Funding from the City of New York
In May 1988, Sean Benson, who had reached out to other ethnic based community groups in New York, on behalf of IIRM, approached NYC Council Member Walter McCaffrey and requested funding for a center for Irish immigrants. On July 1st 1988, with support from Cllr. McCaffrey, Borough President Claire Shulman, announced a grant of $30,000 to establish an Irish immigrant advice center in Queens.
In 1989, EIIC secured additional funding from New York City, New York State and the Government of Ireland. With the additional funding it was now possible to engage full time staff at the office in Woodside Queens and in October 1989, Sean Benson was appointed executive director. Attorney Lisa Johnston joined the staff in early 1990.
Following the passage of the Immigration Act of 1990, the work of the Center shifted to helping immigrants apply for the diversity visa lottery, also known as the Morrison visas. The growing budget enabled an expansion in the staff and services beyond the Queens office and in 1993, with invaluable support and guidance from Noreen O’Donoghue, EIIC opened its Bronx office in Woodlawn.
Key individuals who provided support for the development of EIIC
Apart from the work of the steering committee members, and Brian O’Dwyer, there were a number of individuals who played important roles in the early years of EIIC and it is appropriate to acknowledge their valuable support and commitment during those early years:
Don Kelly of Emigrant Savings Bank, developed a program to help recent immigrants gain access to the banking system. Don later joined the Board of Directors and served for many years as President of the Board and was named President Emeritus in 2018
Under the leadership of Paul Finnegan, John Garvey and Dr. Maureen Murphy, EIIC developed programs to encourage new immigrants to take advantage of educational opportunities. These foundational programs expanded the reach of EIIC and led to increased funding for the organization. Paul Finnegan would go on to join as Executive Director of EIIC, The late John Garvey served on the Board for many years, and Dr. Murphy continues to serve on the Board today.
Attorney Lisa Johnston, was a volunteer in IIRM and joined the staff of EIIC in 1990. Lisa brought her legal training and keen analytical skills to help establish EIIC’s programs and would later go on to serve on the Board for many years.
Treasurers – the role of the treasurer is particularly important for a new non-profit organization raising funds from public and private sources. Three individuals served as treasurer at different times during the early years of the organization and we want to recognize their diligence and professionalism in this role: Eamonn Knightly, Bill Dwyer and the late Frank Carvill.

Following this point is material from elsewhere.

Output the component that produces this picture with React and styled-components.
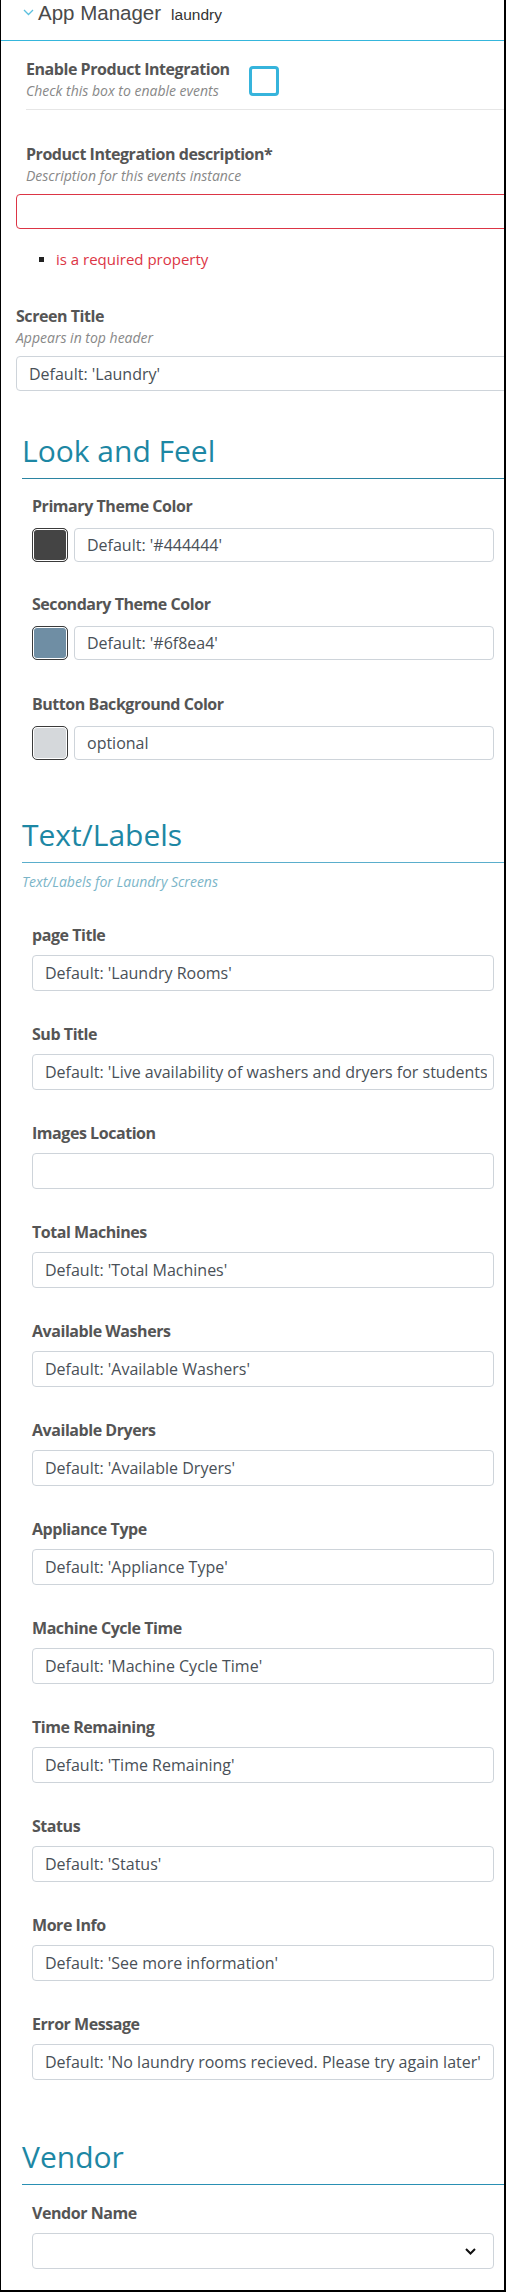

Joanne O’Connell joined EIIC as a volunteer in 1990 and played important roles enhancing the reach and effectiveness of EIIC’s programs in the early years. She later joined the Board of Directors where she served for many years and continues to be actively involved to this day.
EIIC’s mission is firmly rooted in the activism of its founding members. Whether advocating for immigration reform, access to CUNY for undocumented immigrants, or seeking protections for undocumented immigrants who fall victim to crime, EIIC has been, and will continue to be, a champion for immigrant rights. EIIC has continued to expand and grows its services over the past three decades with an important recent milestone being the acquisition of a building in Woodlawn, the Bronx in January 2016.